オーナメントやぬいぐるみのあたたかさに涙しそうになってはその隙に彼らが私に悲壮な囁きをする。「ねえママはどこ?」「さみしいよ」「たすけて」「君を犠牲にしてでも僕と一緒にいてよ」「さむいよ」うるせえ。
クリスマス映画がなんだ。俺がグリンチだ。
正月はなんだ、明けたらなんだって言うんだ。来年がなんだ、どこに未来があるんだ。
年賀はがきの値上げにすら将来の暗雲を連想してしまうし、お年玉付き年賀はがきが普通の年賀はがきより高いのを見て「そうか…貧乏人は助け合いの輪の余興にすら入れてもらえねえんだな」と目眩がする。
正月太りがどうのとか言ってる連中は正月じゃなくてもちょっと習慣変わるようなことがあればすぐ太るんだろ。

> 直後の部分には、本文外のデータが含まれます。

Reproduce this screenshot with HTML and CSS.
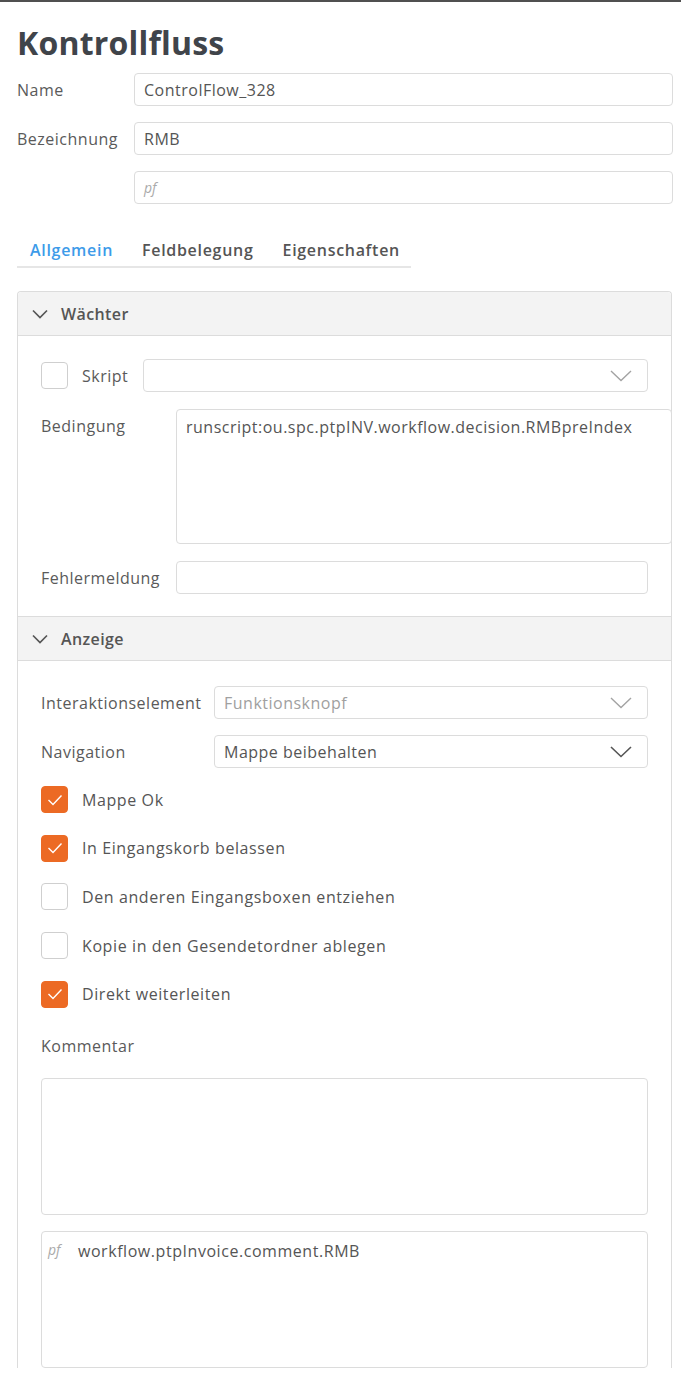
FILE: index.html
```html
<!DOCTYPE html>
<html lang="de">
<head>
<meta charset="utf-8">
<title>Kontrollfluss</title>
<link rel="stylesheet" href="styles.css">
</head>
<body>
<div class="topbar"></div>
<main class="page">
  <h1 class="title">Kontrollfluss</h1>

  <div class="form">
    <div class="form-row">
      <span class="label">Name</span>
      <div class="field">ControlFlow_328</div>
    </div>
    <div class="form-row">
      <span class="label">Bezeichnung</span>
      <div class="field">RMB</div>
    </div>
    <div class="form-row">
      <span class="label"></span>
      <div class="field placeholder">pf</div>
    </div>
  </div>

  <nav class="tabs">
    <span class="tab active">Allgemein</span>
    <span class="tab">Feldbelegung</span>
    <span class="tab">Eigenschaften</span>
  </nav>

  <section class="panel">
    <header class="panel-head">
      <svg class="chev" viewBox="0 0 16 10" width="16" height="10"><path d="M1 1.5 L8 8.5 L15 1.5" fill="none" stroke="#555" stroke-width="1.7"/></svg>
      <span>Wächter</span>
    </header>
    <div class="panel-body guard">
      <div class="row skript-row">
        <span class="cb"></span>
        <span class="label skript-label">Skript</span>
        <div class="field select">
          <span></span>
          <svg class="sel-chev" viewBox="0 0 22 12" width="22" height="12"><path d="M1 1 L11 10.5 L21 1" fill="none" stroke="#a3a3a3" stroke-width="1.4"/></svg>
        </div>
      </div>
      <div class="row grid-a">
        <span class="label top">Bedingung</span>
        <div class="field area wide">runscript:ou.spc.ptpINV.workflow.decision.RMBpreIndex</div>
      </div>
      <div class="row grid-a">
        <span class="label">Fehlermeldung</span>
        <div class="field"></div>
      </div>
    </div>

    <header class="panel-head inner">
      <svg class="chev" viewBox="0 0 16 10" width="16" height="10"><path d="M1 1.5 L8 8.5 L15 1.5" fill="none" stroke="#555" stroke-width="1.7"/></svg>
      <span>Anzeige</span>
    </header>
    <div class="panel-body display">
      <div class="row grid-b">
        <span class="label">Interaktionselement</span>
        <div class="field select disabled">
          <span>Funktionsknopf</span>
          <svg class="sel-chev" viewBox="0 0 22 12" width="22" height="12"><path d="M1 1 L11 10.5 L21 1" fill="none" stroke="#a3a3a3" stroke-width="1.4"/></svg>
        </div>
      </div>
      <div class="row grid-b">
        <span class="label">Navigation</span>
        <div class="field select">
          <span>Mappe beibehalten</span>
          <svg class="sel-chev" viewBox="0 0 22 12" width="22" height="12"><path d="M1 1 L11 10.5 L21 1" fill="none" stroke="#555" stroke-width="1.6"/></svg>
        </div>
      </div>

      <ul class="checks">
        <li><span class="cb on"><svg viewBox="0 0 16 12" width="16" height="12"><path d="M1.5 6 L6 10.5 L14.5 1.5" fill="none" stroke="#fff" stroke-width="1.4"/></svg></span>Mappe Ok</li>
        <li><span class="cb on"><svg viewBox="0 0 16 12" width="16" height="12"><path d="M1.5 6 L6 10.5 L14.5 1.5" fill="none" stroke="#fff" stroke-width="1.4"/></svg></span>In Eingangskorb belassen</li>
        <li><span class="cb"></span>Den anderen Eingangsboxen entziehen</li>
        <li><span class="cb"></span>Kopie in den Gesendetordner ablegen</li>
        <li><span class="cb on"><svg viewBox="0 0 16 12" width="16" height="12"><path d="M1.5 6 L6 10.5 L14.5 1.5" fill="none" stroke="#fff" stroke-width="1.4"/></svg></span>Direkt weiterleiten</li>
      </ul>

      <div class="label comment-label">Kommentar</div>
      <div class="field area comment"></div>
      <div class="field area comment pf-area"><span class="pf">pf</span><span class="pf-text">workflow.ptpInvoice.comment.RMB</span></div>
    </div>
  </section>
</main>
</body>
</html>
```

FILE: styles.css
```css
* { box-sizing: border-box; }

html, body {
  margin: 0;
  padding: 0;
  background: #fff;
}

body {
  font-family: "Open Sans", "Noto Sans", sans-serif;
  font-size: 16px;
  letter-spacing: 0.5px;
  color: #555;
  overflow: hidden;
}

.topbar {
  height: 2px;
  background: #505050;
}

.page {
  padding: 0 8px 0 17px;
}

.title {
  margin: 18px 0 0;
  font-size: 32px;
  line-height: 46px;
  font-weight: 700;
  color: #40444a;
  letter-spacing: 0.2px;
}

.form {
  display: flex;
  flex-direction: column;
  gap: 16px;
  margin-top: 7px;
}

.form-row {
  display: grid;
  grid-template-columns: 117px 1fr;
  align-items: center;
}

.label {
  color: #5a5a5a;
  white-space: nowrap;
}

.field {
  height: 33px;
  border: 1px solid #dcdcdc;
  border-radius: 4px;
  padding: 0 9px;
  display: flex;
  align-items: center;
  color: #555;
  background: #fff;
  white-space: nowrap;
}

.placeholder {
  font-style: italic;
  color: #aaa;
  font-size: 14px;
  letter-spacing: 0;
}

.tabs {
  display: flex;
  width: 394px;
  margin-top: 35px;
  padding: 0 0 0 13px;
  gap: 29px;
  border-bottom: 2px solid #e6e6e6;
  height: 29px;
  align-items: flex-start;
}

.tab {
  font-weight: 600;
  color: #555;
  line-height: 22px;
  letter-spacing: 0.7px;
}

.tab.active {
  color: #3d9be9;
}

.panel {
  margin-top: 23px;
  width: 655px;
  border: 1px solid #dcdcdc;
  border-bottom: none;
  border-radius: 4px 4px 0 0;
}

.panel-head {
  height: 44px;
  background: #f3f3f3;
  border-bottom: 1px solid #dcdcdc;
  display: flex;
  align-items: center;
  gap: 13px;
  padding-left: 14px;
  font-weight: 600;
  color: #555;
  border-radius: 4px 4px 0 0;
  letter-spacing: 0.4px;
}

.panel-head.inner {
  height: 45px;
  border-top: 1px solid #dcdcdc;
  border-radius: 0;
}

.chev { display: block; }

.panel-body {
  padding: 23px 23px 0 23px;
  display: flex;
  flex-direction: column;
}

.guard {
  gap: 17px;
  padding-bottom: 22px;
}

.row { display: grid; }

.skript-row {
  grid-template-columns: 27px 14px 61px 1fr;
  align-items: center;
}

.skript-row .cb { grid-column: 1; }
.skript-row .skript-label { grid-column: 3; }
.skript-row .field { grid-column: 4; }

.grid-a {
  grid-template-columns: 135px 1fr;
  align-items: center;
}

.grid-b {
  grid-template-columns: 173px 1fr;
  align-items: center;
}

.label.top {
  align-self: start;
  padding-top: 6px;
}

.select {
  justify-content: space-between;
  padding-right: 15px;
}

.select.disabled span { color: #a0a0a0; }

.sel-chev { display: block; }

.area {
  align-items: flex-start;
  padding-top: 6px;
}

.wide {
  height: 135px;
  margin-right: -24px;
}

.display {
  padding-top: 25px;
  gap: 0;
}

.display .grid-b + .grid-b { margin-top: 16px; }

.cb {
  width: 27px;
  height: 27px;
  border: 1px solid #cfcfcf;
  border-radius: 4px;
  background: #fff;
  display: flex;
  align-items: center;
  justify-content: center;
  flex: none;
}

.cb.on {
  background: #ec6a24;
  border-color: #ec6a24;
}

.checks {
  list-style: none;
  margin: 18px 0 0;
  padding: 0;
  display: flex;
  flex-direction: column;
  gap: 21.7px;
  letter-spacing: 0.6px;
}

.checks li {
  display: flex;
  align-items: center;
  gap: 14px;
  height: 27px;
}

.comment-label {
  margin-top: 27px;
  line-height: 22px;
}

.comment {
  height: 137px;
  margin-top: 21px;
}

.comment + .comment { margin-top: 16px; }

.pf-area {
  padding-left: 6px;
  padding-top: 8px;
}

.pf {
  font-style: italic;
  color: #aaa;
  font-size: 14px;
  letter-spacing: 0;
  width: 30px;
}

.pf-text {
  font-size: 16px;
  letter-spacing: 0.55px;
  color: #555;
}
```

正月じゃなくてお前が悪い。
そんでもって賑やかな店内BGMはやかましくて、私を締め出そうとしてるんじゃないかとすら思う。
おまけにクリスマスがまだ終わってないのに値下げシールが貼られたクリスマス雑貨たち。
正月用品、次はお前たちの番だよ。
すぐお前たちもゴミになるからね。
去年までも多少のニヒリズムは抱えていたがここまでじゃなかった。ちゃんと楽しかったしワクワクした。
もっとあるが、もう良いだろう。

鬱ってすごいよ。私はクリスマスやお正月が本来大好きなのに、こんなに悪口が書けてしまうんだ。
そのくらいおもんない。

だからね、このままだと年末年始の悪口で終わってしまうから無理やりいい感じのことを言って締めるけど、これを読んだ人の周りでやたら何でもかんでもつまんねえつまんねえと言う奴がいたら、一度でいいのでそいつが何か一人で抱えきれないものを抱えてはいないか確認してみてほしい。そいつはまだ救えるかもしれないから。
鬱は発症したら一生モンらしい。私は今年やたらひどくなってやっと病名がついただけで、小学生の頃からその気がずっとあるからあんまり絶望していないけど、そうじゃない人が突然ぶっ壊れたら、これはとてもじゃないけど耐えられないと思うよ。

来年はもっと楽しめるといいなあ。ぼちぼち生きていきます。